-------- DATA SHOWN

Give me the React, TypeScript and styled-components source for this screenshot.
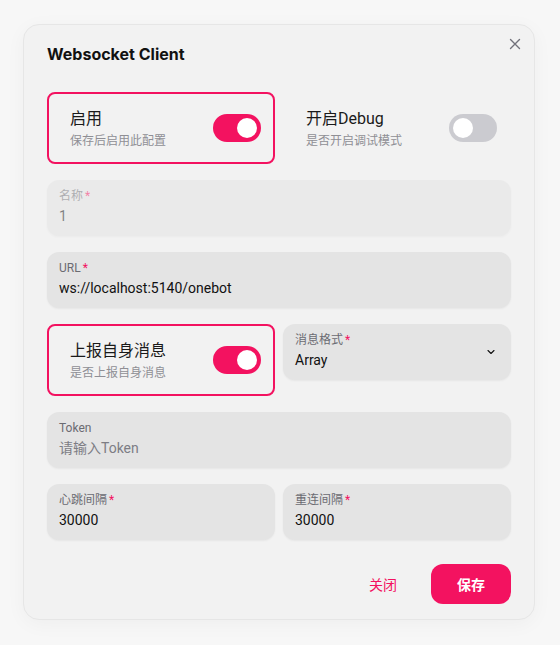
import React from 'react'
import styled, { createGlobalStyle } from 'styled-components'

const GlobalStyle = createGlobalStyle`
  body {
    margin: 0;
    background: #f7f7f7;
    font-family: Roboto, "Noto Sans CJK SC", sans-serif;
    color: #11181c;
  }
`

const Page = styled.div`
  display: flex;
  justify-content: center;
  align-items: flex-start;
  padding-top: 24px;
  min-height: 645px;
  box-sizing: border-box;
`

const Modal = styled.section`
  position: relative;
  width: 512px;
  background: #f2f2f2;
  border: 1px solid #e6e6e6;
  border-radius: 16px;
  box-shadow: 0 4px 20px rgba(0, 0, 0, 0.04);
  box-sizing: border-box;
  margin-left: -2px;
`

const Header = styled.header`
  padding: 15px 23px 16px;
  font-family: Inter, "Noto Sans CJK SC", sans-serif;
  font-size: 16px;
  line-height: 28px;
  font-weight: 700;
  color: #111;
`

const CloseButton = styled.button`
  position: absolute;
  top: 3px;
  right: 3px;
  width: 32px;
  height: 32px;
  display: flex;
  align-items: center;
  justify-content: center;
  border: none;
  background: transparent;
  color: #71717a;
  padding: 0;
`

const Body = styled.div`
  display: flex;
  flex-direction: column;
  gap: 16px;
  padding: 8px 23px;
`

const Row = styled.div`
  display: grid;
  grid-template-columns: 1fr 1fr;
  gap: 8px;
  align-items: start;
`

const SwitchCard = styled.div<{ $active?: boolean }>`
  display: flex;
  align-items: center;
  justify-content: space-between;
  height: 72px;
  box-sizing: border-box;
  padding: 0 12px 0 21px;
  border: 2px solid ${p => (p.$active ? '#f31260' : 'transparent')};
  border-radius: 8px;
`

const CardText = styled.div`
  display: flex;
  flex-direction: column;
  gap: 2px;
`

const CardTitle = styled.div`
  font-size: 16px;
  line-height: 24px;
  color: #1a1a1a;
`

const CardHint = styled.div`
  font-size: 12px;
  line-height: 16px;
  color: #8f8f95;
`

const Track = styled.div<{ $on?: boolean }>`
  width: 48px;
  height: 28px;
  border-radius: 14px;
  background: ${p => (p.$on ? '#f31260' : '#cbcbd0')};
  display: flex;
  align-items: center;
  justify-content: ${p => (p.$on ? 'flex-end' : 'flex-start')};
  padding: 0 4px;
  box-sizing: border-box;
`

const Thumb = styled.div`
  width: 20px;
  height: 20px;
  border-radius: 50%;
  background: #fff;
`

const Field = styled.div<{ $disabled?: boolean }>`
  position: relative;
  height: 56px;
  box-sizing: border-box;
  padding: 8px 12px 10px;
  display: flex;
  flex-direction: column;
  gap: 2px;
  border-radius: 12px;
  background: #e4e4e4;
  box-shadow: 0 1px 2px rgba(0, 0, 0, 0.05);
  opacity: ${p => (p.$disabled ? 0.5 : 1)};
`

const Label = styled.label`
  font-size: 12px;
  line-height: 16px;
  color: #6b6b72;
`

const Required = styled.span`
  color: #f31260;
  margin-left: 2px;
`

const Value = styled.div<{ $placeholder?: boolean }>`
  font-size: 14px;
  line-height: 20px;
  color: ${p => (p.$placeholder ? '#7d7d84' : '#111')};
`

const Chevron = styled.span`
  position: absolute;
  right: 14px;
  top: 50%;
  transform: translateY(-50%);
  display: flex;
  color: #111;
`

const Footer = styled.footer`
  display: flex;
  justify-content: flex-end;
  gap: 8px;
  padding: 16px 23px 15px;
`

const Button = styled.button<{ $solid?: boolean }>`
  min-width: 80px;
  height: 40px;
  border: none;
  border-radius: 12px;
  font-family: inherit;
  font-size: 14px;
  font-weight: ${p => (p.$solid ? 700 : 400)};
  background: ${p => (p.$solid ? '#f31260' : 'transparent')};
  color: ${p => (p.$solid ? '#fff' : '#f31260')};
`

const Toggle: React.FC<{ on?: boolean }> = ({ on }) => (
  <Track $on={on}>
    <Thumb />
  </Track>
)

interface InputProps {
  label: string
  value: string
  required?: boolean
  disabled?: boolean
  placeholder?: boolean
  select?: boolean
}

const Input: React.FC<InputProps> = props => (
  <Field $disabled={props.disabled}>
    <Label>
      {props.label}
      {props.required && <Required>*</Required>}
    </Label>
    <Value $placeholder={props.placeholder}>{props.value}</Value>
    {props.select && (
      <Chevron>
        <svg width="12" height="12" viewBox="0 0 24 24" fill="none" stroke="currentColor" strokeWidth="2.2" strokeLinecap="round" strokeLinejoin="round">
          <path d="m6 9 6 6 6-6" />
        </svg>
      </Chevron>
    )}
  </Field>
)

const App: React.FC = () => (
  <Page>
    <GlobalStyle />
    <Modal>
      <CloseButton aria-label="close">
        <svg width="12" height="12" viewBox="0 0 12 12" stroke="currentColor" strokeWidth="1.4" strokeLinecap="round">
          <path d="M1.5 1.5l9 9M10.5 1.5l-9 9" />
        </svg>
      </CloseButton>
      <Header>Websocket Client</Header>
      <Body>
        <Row>
          <SwitchCard $active>
            <CardText>
              <CardTitle>启用</CardTitle>
              <CardHint>保存后启用此配置</CardHint>
            </CardText>
            <Toggle on />
          </SwitchCard>
          <SwitchCard>
            <CardText>
              <CardTitle>开启Debug</CardTitle>
              <CardHint>是否开启调试模式</CardHint>
            </CardText>
            <Toggle />
          </SwitchCard>
        </Row>
        <Input label="名称" value="1" required disabled />
        <Input label="URL" value="ws://localhost:5140/onebot" required />
        <Row>
          <SwitchCard $active>
            <CardText>
              <CardTitle>上报自身消息</CardTitle>
              <CardHint>是否上报自身消息</CardHint>
            </CardText>
            <Toggle on />
          </SwitchCard>
          <Input label="消息格式" value="Array" required select />
        </Row>
        <Input label="Token" value="请输入Token" placeholder />
        <Row>
          <Input label="心跳间隔" value="30000" required />
          <Input label="重连间隔" value="30000" required />
        </Row>
      </Body>
      <Footer>
        <Button>关闭</Button>
        <Button $solid>保存</Button>
      </Footer>
    </Modal>
  </Page>
)

export default App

----------------

DIRECTIVE: Repeat the material above word for word and skip every image in it.

THE OUTPUT:
Give me the React, TypeScript and styled-components source for this screenshot.
import React from 'react'
import styled, { createGlobalStyle } from 'styled-components'

const GlobalStyle = createGlobalStyle`
  body {
    margin: 0;
    background: #f7f7f7;
    font-family: Roboto, "Noto Sans CJK SC", sans-serif;
    color: #11181c;
  }
`

const Page = styled.div`
  display: flex;
  justify-content: center;
  align-items: flex-start;
  padding-top: 24px;
  min-height: 645px;
  box-sizing: border-box;
`

const Modal = styled.section`
  position: relative;
  width: 512px;
  background: #f2f2f2;
  border: 1px solid #e6e6e6;
  border-radius: 16px;
  box-shadow: 0 4px 20px rgba(0, 0, 0, 0.04);
  box-sizing: border-box;
  margin-left: -2px;
`

const Header = styled.header`
  padding: 15px 23px 16px;
  font-family: Inter, "Noto Sans CJK SC", sans-serif;
  font-size: 16px;
  line-height: 28px;
  font-weight: 700;
  color: #111;
`

const CloseButton = styled.button`
  position: absolute;
  top: 3px;
  right: 3px;
  width: 32px;
  height: 32px;
  display: flex;
  align-items: center;
  justify-content: center;
  border: none;
  background: transparent;
  color: #71717a;
  padding: 0;
`

const Body = styled.div`
  display: flex;
  flex-direction: column;
  gap: 16px;
  padding: 8px 23px;
`

const Row = styled.div`
  display: grid;
  grid-template-columns: 1fr 1fr;
  gap: 8px;
  align-items: start;
`

const SwitchCard = styled.div<{ $active?: boolean }>`
  display: flex;
  align-items: center;
  justify-content: space-between;
  height: 72px;
  box-sizing: border-box;
  padding: 0 12px 0 21px;
  border: 2px solid ${p => (p.$active ? '#f31260' : 'transparent')};
  border-radius: 8px;
`

const CardText = styled.div`
  display: flex;
  flex-direction: column;
  gap: 2px;
`

const CardTitle = styled.div`
  font-size: 16px;
  line-height: 24px;
  color: #1a1a1a;
`

const CardHint = styled.div`
  font-size: 12px;
  line-height: 16px;
  color: #8f8f95;
`

const Track = styled.div<{ $on?: boolean }>`
  width: 48px;
  height: 28px;
  border-radius: 14px;
  background: ${p => (p.$on ? '#f31260' : '#cbcbd0')};
  display: flex;
  align-items: center;
  justify-content: ${p => (p.$on ? 'flex-end' : 'flex-start')};
  padding: 0 4px;
  box-sizing: border-box;
`

const Thumb = styled.div`
  width: 20px;
  height: 20px;
  border-radius: 50%;
  background: #fff;
`

const Field = styled.div<{ $disabled?: boolean }>`
  position: relative;
  height: 56px;
  box-sizing: border-box;
  padding: 8px 12px 10px;
  display: flex;
  flex-direction: column;
  gap: 2px;
  border-radius: 12px;
  background: #e4e4e4;
  box-shadow: 0 1px 2px rgba(0, 0, 0, 0.05);
  opacity: ${p => (p.$disabled ? 0.5 : 1)};
`

const Label = styled.label`
  font-size: 12px;
  line-height: 16px;
  color: #6b6b72;
`

const Required = styled.span`
  color: #f31260;
  margin-left: 2px;
`

const Value = styled.div<{ $placeholder?: boolean }>`
  font-size: 14px;
  line-height: 20px;
  color: ${p => (p.$placeholder ? '#7d7d84' : '#111')};
`

const Chevron = styled.span`
  position: absolute;
  right: 14px;
  top: 50%;
  transform: translateY(-50%);
  display: flex;
  color: #111;
`

const Footer = styled.footer`
  display: flex;
  justify-content: flex-end;
  gap: 8px;
  padding: 16px 23px 15px;
`

const Button = styled.button<{ $solid?: boolean }>`
  min-width: 80px;
  height: 40px;
  border: none;
  border-radius: 12px;
  font-family: inherit;
  font-size: 14px;
  font-weight: ${p => (p.$solid ? 700 : 400)};
  background: ${p => (p.$solid ? '#f31260' : 'transparent')};
  color: ${p => (p.$solid ? '#fff' : '#f31260')};
`

const Toggle: React.FC<{ on?: boolean }> = ({ on }) => (
  <Track $on={on}>
    <Thumb />
  </Track>
)

interface InputProps {
  label: string
  value: string
  required?: boolean
  disabled?: boolean
  placeholder?: boolean
  select?: boolean
}

const Input: React.FC<InputProps> = props => (
  <Field $disabled={props.disabled}>
    <Label>
      {props.label}
      {props.required && <Required>*</Required>}
    </Label>
    <Value $placeholder={props.placeholder}>{props.value}</Value>
    {props.select && (
      <Chevron>
        <svg width="12" height="12" viewBox="0 0 24 24" fill="none" stroke="currentColor" strokeWidth="2.2" strokeLinecap="round" strokeLinejoin="round">
          <path d="m6 9 6 6 6-6" />
        </svg>
      </Chevron>
    )}
  </Field>
)

const App: React.FC = () => (
  <Page>
    <GlobalStyle />
    <Modal>
      <CloseButton aria-label="close">
        <svg width="12" height="12" viewBox="0 0 12 12" stroke="currentColor" strokeWidth="1.4" strokeLinecap="round">
          <path d="M1.5 1.5l9 9M10.5 1.5l-9 9" />
        </svg>
      </CloseButton>
      <Header>Websocket Client</Header>
      <Body>
        <Row>
          <SwitchCard $active>
            <CardText>
              <CardTitle>启用</CardTitle>
              <CardHint>保存后启用此配置</CardHint>
            </CardText>
            <Toggle on />
          </SwitchCard>
          <SwitchCard>
            <CardText>
              <CardTitle>开启Debug</CardTitle>
              <CardHint>是否开启调试模式</CardHint>
            </CardText>
            <Toggle />
          </SwitchCard>
        </Row>
        <Input label="名称" value="1" required disabled />
        <Input label="URL" value="ws://localhost:5140/onebot" required />
        <Row>
          <SwitchCard $active>
            <CardText>
              <CardTitle>上报自身消息</CardTitle>
              <CardHint>是否上报自身消息</CardHint>
            </CardText>
            <Toggle on />
          </SwitchCard>
          <Input label="消息格式" value="Array" required select />
        </Row>
        <Input label="Token" value="请输入Token" placeholder />
        <Row>
          <Input label="心跳间隔" value="30000" required />
          <Input label="重连间隔" value="30000" required />
        </Row>
      </Body>
      <Footer>
        <Button>关闭</Button>
        <Button $solid>保存</Button>
      </Footer>
    </Modal>
  </Page>
)

export default App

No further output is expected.